Obama ads attack Romney as ‘outsourcer-in-chief’
President Obama is releasing ads in Iowa, Ohio and Virginia that rely on a recent Washington Post story to argue that former Massachusetts governor Mitt Romney would be an outsourcer-in-chief.
“The Washington Post has just revealed that Romney’s companies were pioneers in shipping U.S. jobs overseas,” each ad says.
The story reported that “[d]uring the nearly 15 years that Romney was actively involved in running Bain, a private equity firm that he founded, it owned companies that were pioneers in the practice of shipping work from the United States to overseas call centers and factories.”
Each ad begins with a clip from one of Romney’s recent “100 Days” ads, in which Romney revealed some of his plans for his first term. Those ads were tailored for various swing states, and Obama’s ads are too.
The Ohio ad focuses on Romney’s claim that he would stand up to China on his first day in office. “Romney’s never stood up to China,” the narrator says. “All he’s ever done is send them our jobs.”

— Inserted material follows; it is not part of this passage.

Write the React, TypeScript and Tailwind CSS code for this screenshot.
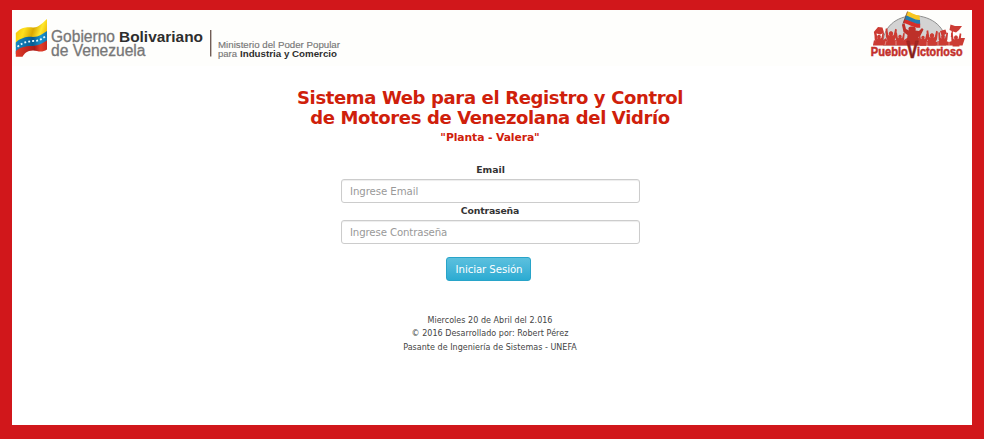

The Virginia and Iowa ads highlight Romney’s job promises and ask if the state wants “an outsourcer-in-chief in the White House?”
“President Obama continues to use false and discredited attacks to divert attention from his abysmal economic record,” Romney spokeswoman Andrea Saul said in response to the ad campaign. “If President Obama had even half of Mitt Romney’s record on jobs, he’d be running on it.”
Romney’s campaign argued that the story conflates outsourcing to companies within the United States with offshoring to companies overseas and with support overseas for U.S. companies.
Previous Obama ad campaigns focused on Romney’s work at Bain Capital have been met with blowback from some Democrats who saw them as demonizing private equity. So far, Obama’s focus on outsourcing has not gotten the same criticism, but these are his first ads on the topic.